It had been a rough couple of months. I’d battled writer’s block and struggled to meet my deadlines. I’d fought the homework wars with my kids at night. Three out-of-state hunts for a major TV show had been busts. I needed some time alone to chill and think, and I knew where to go.
I drove out to a woodlot near my Virginia home, walked a mile in the dark and sat down against a white oak. The sun rose and the mercury plunged another five degrees. It was cold, so cold it hurt. I shivered and thought for a couple of hours. When I added it all up, the good stuff still far outweighed the bad–I had my health, a beautiful wife and two strapping young sons. I stopped my mental whining and began to warm up. Then pop, pop, pop in the frosty leaves. The forkhorn tipped in, fat as a beef calf, its hide glowing in the new sunshine. I raised my .270 and gently squeezed the trigger.
I knifed him open and was struck by his smell and the hotness of his blood. I thought back to all the deer I had shot in these woods over the years and grinned. No wall-hangers, but some fine animals. I reached down, grasped a leg and began pulling him back toward the truck. The steaks and burgers we would eat for the next year would taste especially fine.
Isn’t that what it’s all about?
Yes, you’ll say, though you might have forgotten. We’ve moved from the days of a “good buck” to a “trophy” to a “monster” or “giant.” Whitetails with racks the size of a kid’s rocking chair adorn the covers of magazines and books. A cast of characters on TV and in videos whack brute after brute and talk about it afterward (sometimes not so eloquently). Having written hundreds of articles and three books on mega-buck strategies, I’ve contributed my share to the craze, and I offer no apologies for it. As whitetail columnist for this magazine, they pay me to know my stuff and report on the latest trends.
There is nothing inherently wrong with the big-deer mania that has swept America. In fact, it’s a natural evolution in the development of most hunters. The more we read about mystical 6-year-old monarchs that ghost through the woods, the more they get in our blood. The more film we watch of beasts with beams as thick as ax handles, the more we want to shoot one. That is not a bad thing. One thing troubles me, though. Has our obsession with antlers begun to diminish who we are?

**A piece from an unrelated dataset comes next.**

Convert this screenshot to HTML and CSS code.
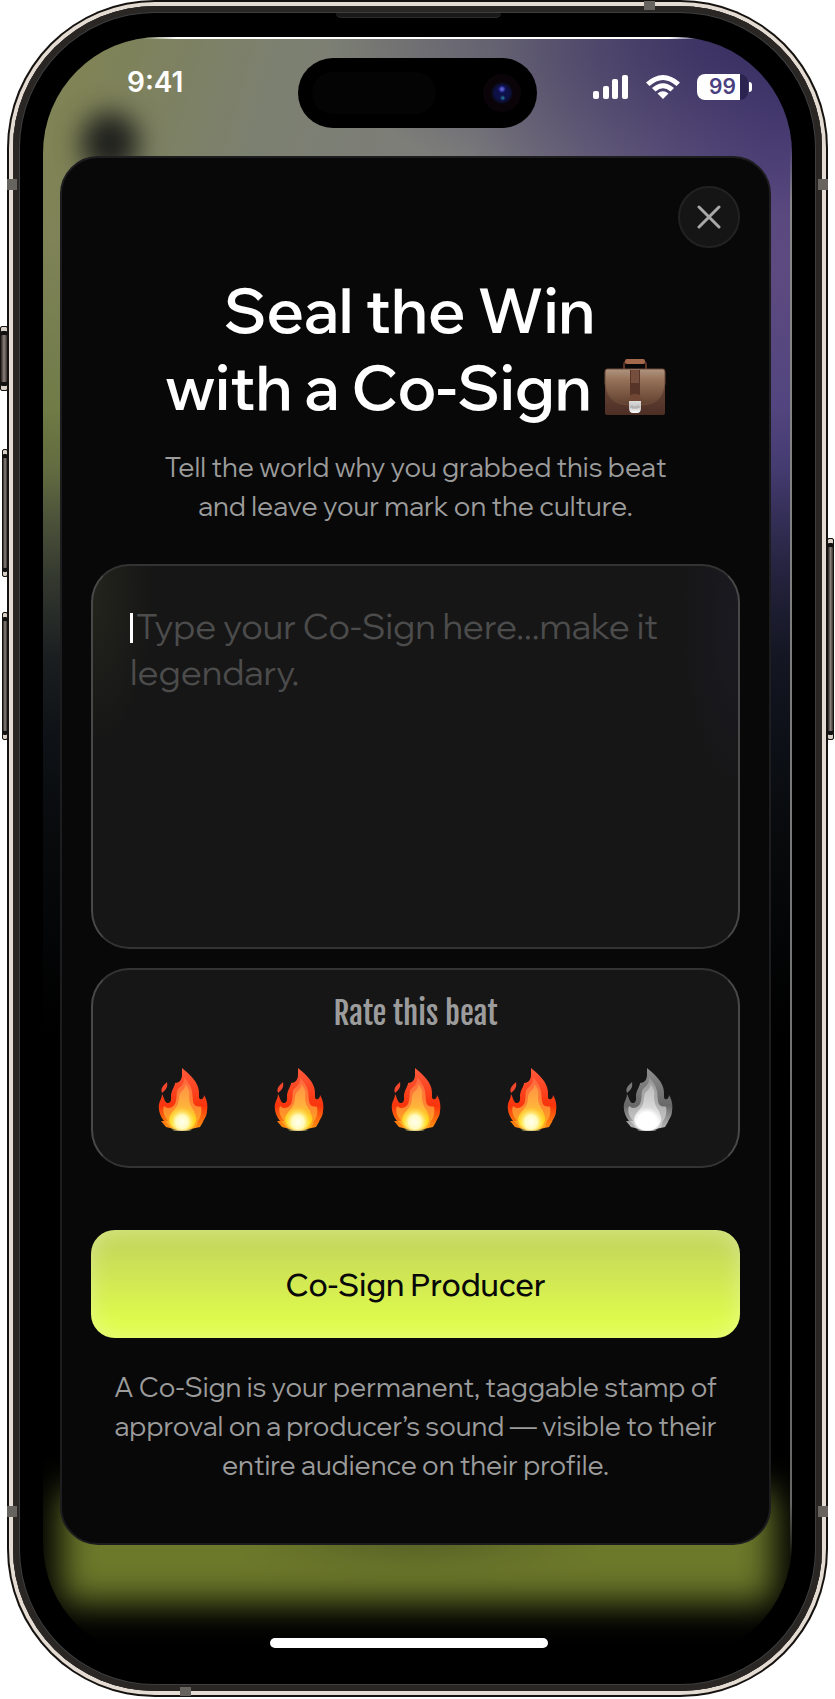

Think about it. After watching a lineup of “experts” drop a slew of 150- and 160-class bucks on television one night, a hunter, particularly a new or young one, might think twice about shooting a four- or six-pointer that walks beneath his stand the next morning. He might even feel ashamed to do it, even though it might be his only chance at a legal buck all season. When we begin to make other hunters feel that way, when we take the joy out of simply hunting, we denigrate the sport we cherish.
All of us want a big rack for the den wall, but a little one we saw off and tack up in the garage is okay, too. In an article titled “Why We Hunt” [November 2002], Jim Zumbo wrote: “I believe I speak for most of us when I say a 10-point whitetail is a lofty objective, but a lesser buck will do. Not many of us are pure trophy hunters. The rest of us are interested in simply bringing home any legal deer.” I could not have said it better.
It’s time for all of us to step back and reassess why we hunt. Is it strictly for antlers? If so, that’s fine. Buy or lease some ground, plant feed and implement a management plan that stresses culling does and letting young bucks walk.
But if you go mostly to enjoy the woods, to have fun with your buddies and to bring home some backstrap every now and then, apologize to no one for killing any legal buck, particularly if you hunt on public land. You work hard all year to spend a week outdoors in November or December. The sky won’t fall if you bust a six-pointer or a thin-beamed eight. On the contrary, it’ll pump you up. From then on, as you hunt for an older buck or try to fill your last tag with a fat doe, the sunrises will be a little pinker, the pines will smell sweeter and the air you breathe will feel better in your lungs.
Quick Tip Let a kid shoot the first legal buck that he or she sees, even if you’re managing your land. Recruiting another hunter is more important than growing one more big deer.
To Shoot a Doe
Try these tips when you want to feed the family
1 To keep from mistaking a button buck for a doe, let a deer walk close to your tree stand and carefully glass its head before shooting.
2 Don’t just wait for “doe days” late in gun season. If it’s legal, shoot a doe in archery season. The more deer you kill with your bow, the better a hunter you’ll become.
3 Don’t bust a doe on a ridge blazed with fresh rubs and scrapes. Hunt for meat a half mile or more from where you hope to fill your buck tag.